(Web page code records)
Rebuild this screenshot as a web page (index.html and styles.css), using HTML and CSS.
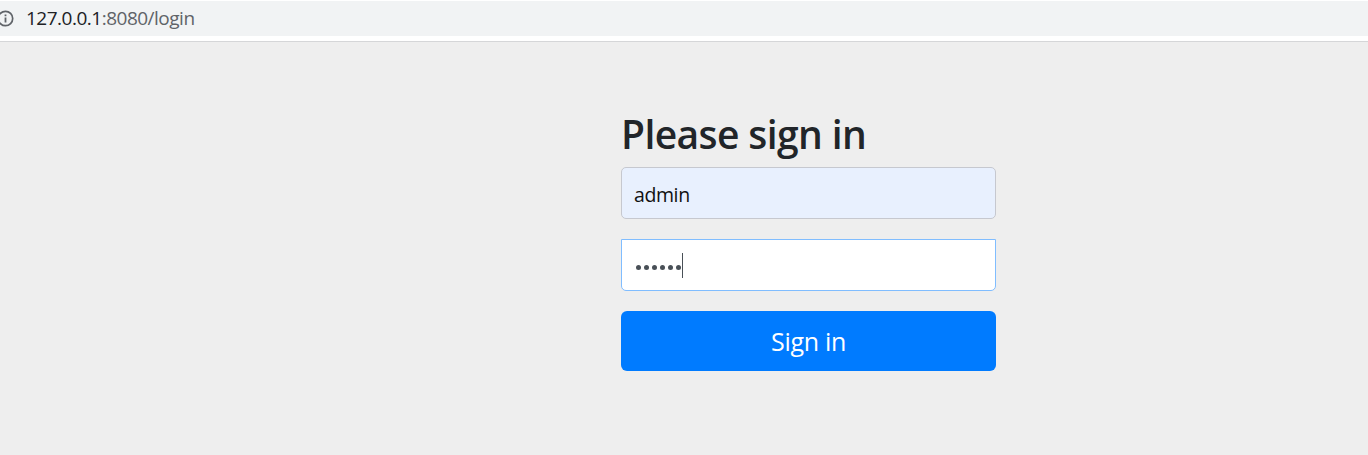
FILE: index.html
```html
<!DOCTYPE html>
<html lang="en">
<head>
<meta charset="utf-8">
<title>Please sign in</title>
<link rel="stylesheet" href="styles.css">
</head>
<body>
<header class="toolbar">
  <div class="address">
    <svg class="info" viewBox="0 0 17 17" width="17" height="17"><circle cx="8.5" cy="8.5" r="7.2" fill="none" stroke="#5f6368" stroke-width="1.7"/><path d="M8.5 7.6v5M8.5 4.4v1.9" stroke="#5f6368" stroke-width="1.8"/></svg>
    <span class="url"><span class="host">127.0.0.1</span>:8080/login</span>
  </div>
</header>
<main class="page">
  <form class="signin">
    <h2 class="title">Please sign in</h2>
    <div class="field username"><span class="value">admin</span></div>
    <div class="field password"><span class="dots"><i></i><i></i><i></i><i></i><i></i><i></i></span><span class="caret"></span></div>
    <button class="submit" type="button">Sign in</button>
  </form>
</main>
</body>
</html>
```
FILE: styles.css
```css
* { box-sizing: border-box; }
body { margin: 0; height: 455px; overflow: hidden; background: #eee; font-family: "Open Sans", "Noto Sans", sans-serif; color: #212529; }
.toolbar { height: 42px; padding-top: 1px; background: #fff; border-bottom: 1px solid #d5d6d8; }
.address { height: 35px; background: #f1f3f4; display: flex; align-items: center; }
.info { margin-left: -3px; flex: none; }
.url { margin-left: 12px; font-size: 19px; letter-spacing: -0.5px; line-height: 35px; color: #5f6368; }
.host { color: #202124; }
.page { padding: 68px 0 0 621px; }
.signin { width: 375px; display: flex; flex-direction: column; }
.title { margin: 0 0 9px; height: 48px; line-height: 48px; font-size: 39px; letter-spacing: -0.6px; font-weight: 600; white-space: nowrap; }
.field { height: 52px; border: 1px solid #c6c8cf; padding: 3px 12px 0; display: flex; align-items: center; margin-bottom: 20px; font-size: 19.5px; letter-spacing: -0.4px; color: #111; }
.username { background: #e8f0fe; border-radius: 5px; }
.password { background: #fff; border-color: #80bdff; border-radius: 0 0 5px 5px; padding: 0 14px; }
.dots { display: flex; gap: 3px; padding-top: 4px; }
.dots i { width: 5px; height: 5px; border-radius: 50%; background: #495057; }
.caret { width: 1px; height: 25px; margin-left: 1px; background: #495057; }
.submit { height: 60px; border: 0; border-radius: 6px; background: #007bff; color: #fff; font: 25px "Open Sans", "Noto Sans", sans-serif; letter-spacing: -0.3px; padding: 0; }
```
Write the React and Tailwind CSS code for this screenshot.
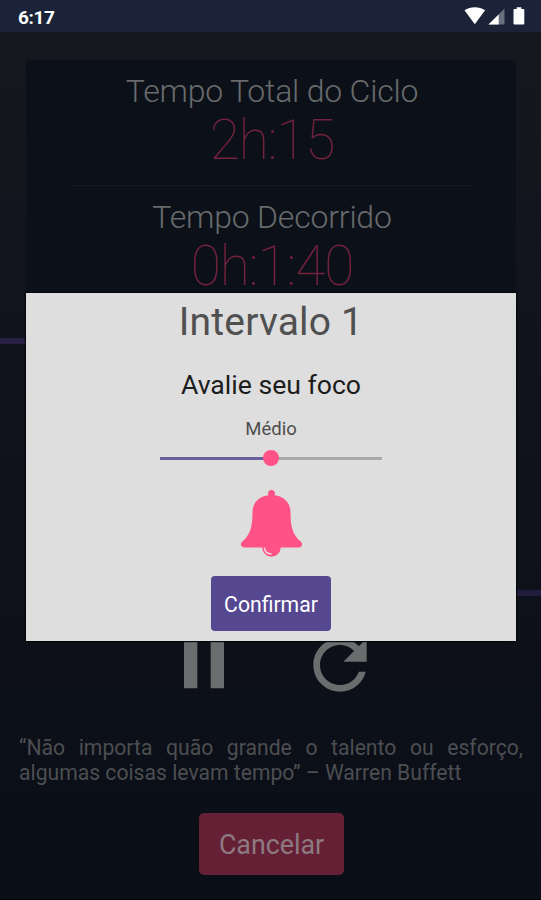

▶ **Instructions for the task**:
All of the records above must be copied exactly, except for the pictures.

▶ **Solution to this task**:
Rebuild this screenshot as a web page (index.html and styles.css), using HTML and CSS.
FILE: index.html
```html
<!DOCTYPE html>
<html lang="en">
<head>
<meta charset="utf-8">
<title>Please sign in</title>
<link rel="stylesheet" href="styles.css">
</head>
<body>
<header class="toolbar">
  <div class="address">
    <svg class="info" viewBox="0 0 17 17" width="17" height="17"><circle cx="8.5" cy="8.5" r="7.2" fill="none" stroke="#5f6368" stroke-width="1.7"/><path d="M8.5 7.6v5M8.5 4.4v1.9" stroke="#5f6368" stroke-width="1.8"/></svg>
    <span class="url"><span class="host">127.0.0.1</span>:8080/login</span>
  </div>
</header>
<main class="page">
  <form class="signin">
    <h2 class="title">Please sign in</h2>
    <div class="field username"><span class="value">admin</span></div>
    <div class="field password"><span class="dots"><i></i><i></i><i></i><i></i><i></i><i></i></span><span class="caret"></span></div>
    <button class="submit" type="button">Sign in</button>
  </form>
</main>
</body>
</html>
```
FILE: styles.css
```css
* { box-sizing: border-box; }
body { margin: 0; height: 455px; overflow: hidden; background: #eee; font-family: "Open Sans", "Noto Sans", sans-serif; color: #212529; }
.toolbar { height: 42px; padding-top: 1px; background: #fff; border-bottom: 1px solid #d5d6d8; }
.address { height: 35px; background: #f1f3f4; display: flex; align-items: center; }
.info { margin-left: -3px; flex: none; }
.url { margin-left: 12px; font-size: 19px; letter-spacing: -0.5px; line-height: 35px; color: #5f6368; }
.host { color: #202124; }
.page { padding: 68px 0 0 621px; }
.signin { width: 375px; display: flex; flex-direction: column; }
.title { margin: 0 0 9px; height: 48px; line-height: 48px; font-size: 39px; letter-spacing: -0.6px; font-weight: 600; white-space: nowrap; }
.field { height: 52px; border: 1px solid #c6c8cf; padding: 3px 12px 0; display: flex; align-items: center; margin-bottom: 20px; font-size: 19.5px; letter-spacing: -0.4px; color: #111; }
.username { background: #e8f0fe; border-radius: 5px; }
.password { background: #fff; border-color: #80bdff; border-radius: 0 0 5px 5px; padding: 0 14px; }
.dots { display: flex; gap: 3px; padding-top: 4px; }
.dots i { width: 5px; height: 5px; border-radius: 50%; background: #495057; }
.caret { width: 1px; height: 25px; margin-left: 1px; background: #495057; }
.submit { height: 60px; border: 0; border-radius: 6px; background: #007bff; color: #fff; font: 25px "Open Sans", "Noto Sans", sans-serif; letter-spacing: -0.3px; padding: 0; }
```
Write the React and Tailwind CSS code for this screenshot.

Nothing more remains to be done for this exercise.